I’m now busy making a new one out of a piece of 50mm square cast that I bought this week. I’m wondering if I need to drill it out to 11.3 or 11.5 before I have another go, although, this time there will be plenty of meat around the hole, I will mill it back once the hole is tapped.

Pointers would be appreciated

Cheers

Mark

not done it yet07/11/2019 19:19:42
4514 forum posts
16 photos

One tap? Taper, 2nd or plug? Always a problem when only one tap is used.

I would likely rough it out on the lathe and only use the tap for finishing the thread.

Certainly cutting the thread before machining will help...

Mark Elen 107/11/2019 19:30:25
117 forum posts
201 photos

Hi NDIY,

Taper Tap. I had a similar thought re roughing it out on the lathe, in fact I have bought a 55 degree 6mm internal hss tool. The problem is, the slide needs most of the machining doing, so that it can be held in place in the vice to get the hole in exactly the right place.

The other problem is that as the hole is only 11.1mm minor diameter, it needs a tiny internal threading tool. The part is 3/4 thick, so the tool is stuck out a long way in the tool holder. (Also, there is going to be a lot of very close up work to the Chuck.
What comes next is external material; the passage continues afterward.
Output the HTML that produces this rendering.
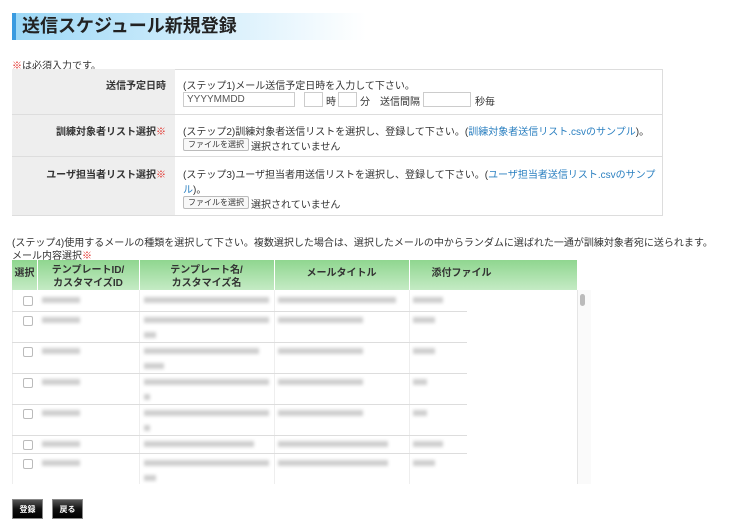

At least it is left hand, so all of the cutting will be going away and not towards the Chuck)

Cheers

Mark

Sorry, I have just clicked what you were saying re the tapping before machining. 
I will have a go at roughing it out on the lathe, once I get it machined down and the hole drilled. I can see a lot of hand winding of the tool back in coming.... I really need to get my hand winder that I have planned for the back of the lathe spindle made. 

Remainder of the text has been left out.